When I see an orange button, I wonder what it does. I push it. A bunch of garbage text fills my screen, so I assume the button is broken. I don’t push the useless button again, and resent it being there.
This is 90% of your viewing audience. Even if you have a core of more educated, technically-inclined users, you’re still creating confusion. My first (and second, and many subsequent) exposures to the links caused momentary doubt. Why would I be seeing raw XML? What broke here, me or them? What is this XML good for, anyway?

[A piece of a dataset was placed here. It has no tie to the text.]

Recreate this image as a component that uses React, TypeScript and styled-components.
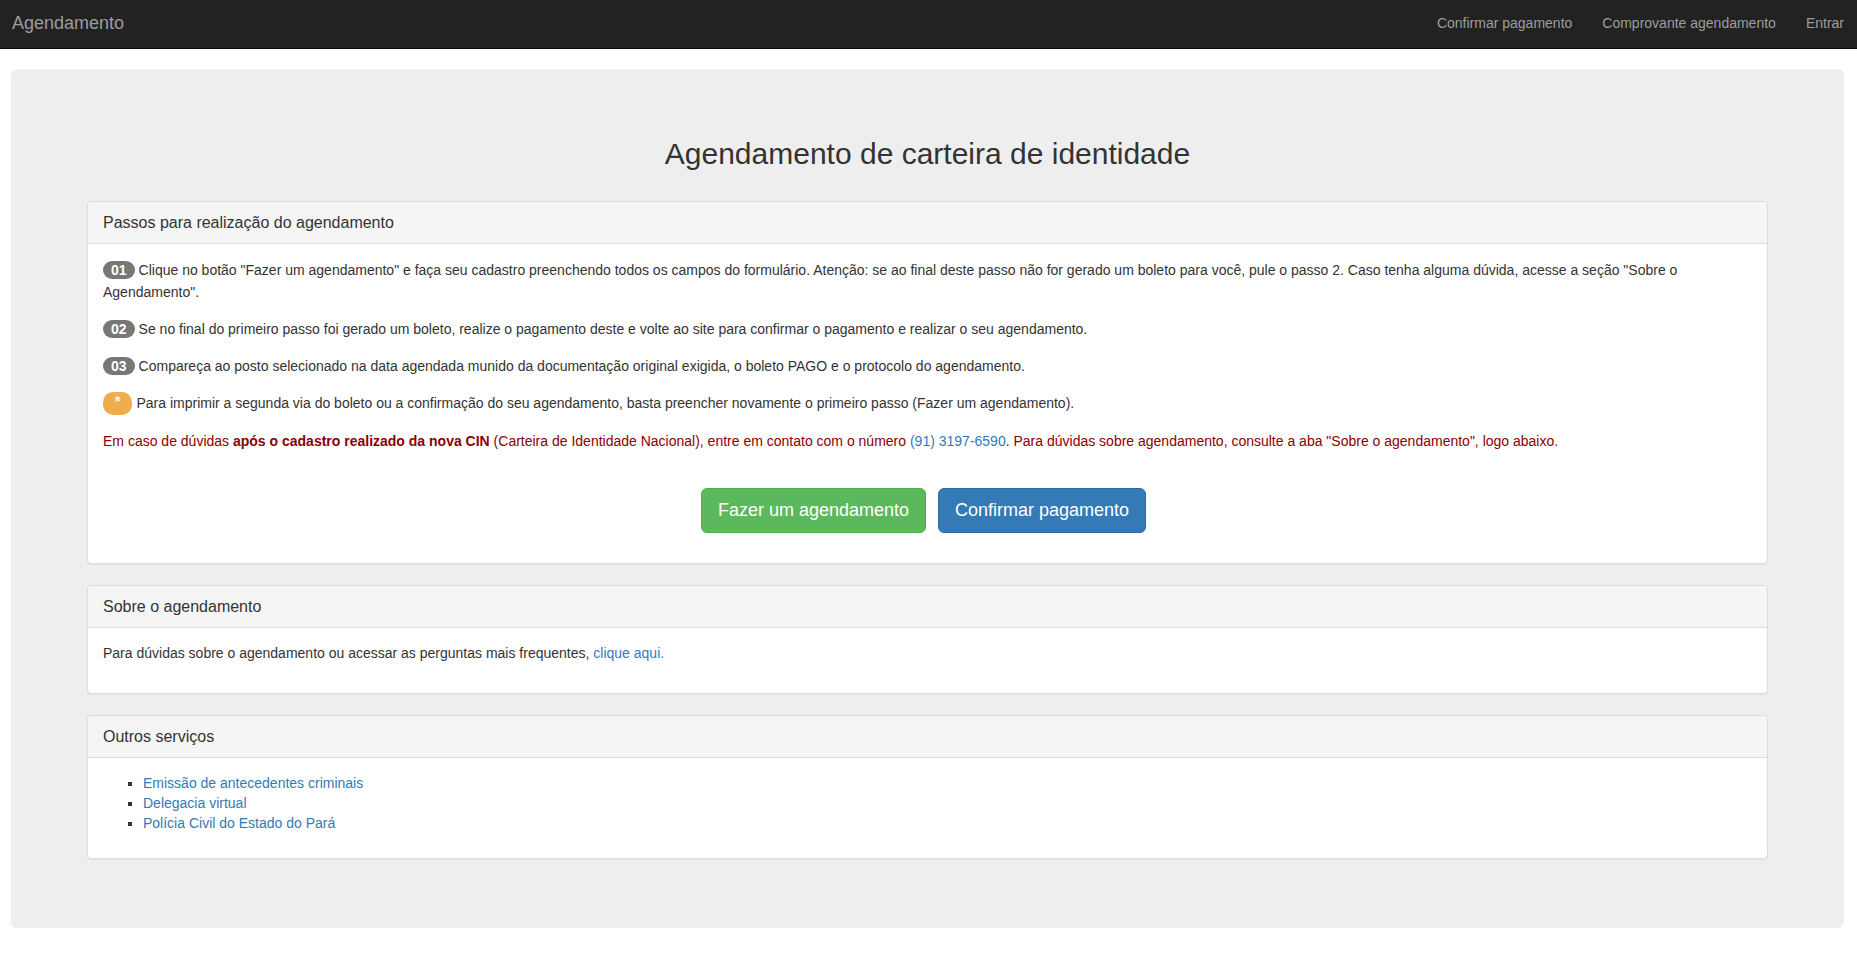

It took a long while before I managed to put the pieces together, and realize that it symbolizes something called RSS (which is inexplicably labelled ‘XML’, about as useful as labelling a desklamp ‘Wires and Glass’).
The worst part is how avoidable this confusion is. A simple page explaining the feeds is all it takes. This site has been using an explanatory page that lists associated feeds for ages. Simple, but necessary.
Still, in the interest of pushing the bar, I’ve taken to some further experimentation. Others like Sam and Anne have been playing around with CSS and various syndication formats. While I’m completely out of my element here, I’ve managed to take Anne’s lead and use a touch of XSL mixed with CSS to actually do something useful with an experimental feed.
Since I believe the XSL must be parsed client-side (so that the RSS can actually be used as RSS, rather than XHTML), this will most likely only work in Gecko-based browsers for the time being. The layout is a simpler version of this site’s current layout; it could go further, and using XSL I could theoretically duplicate everything from the sidebar to the fancy new CSS-based menus. But that’s a lot of work just to create what already exists.
The key to the whole thing is a text explanation in the sidebar:
This is an RSS feed.
So what’s RSS, you may ask? It’s a technology that notifies you when a site is updated, and allows you to read the updated content without viewing the site itself. Think of it like a mailing list for web sites. More reading is available on this site’s RSS resource page.
By styling and providing a reason for this page’s existence, hopefully users will be provided an answer before the question is asked.
Most browsers won’t be able to render this, so it’s not much more than a theoretical glimpse at what could be. The main point in this exercise is the information page, which does help solve the problem now instead of later. But with better browser support, it should be possible to go even further and do something about the raw code dump as well.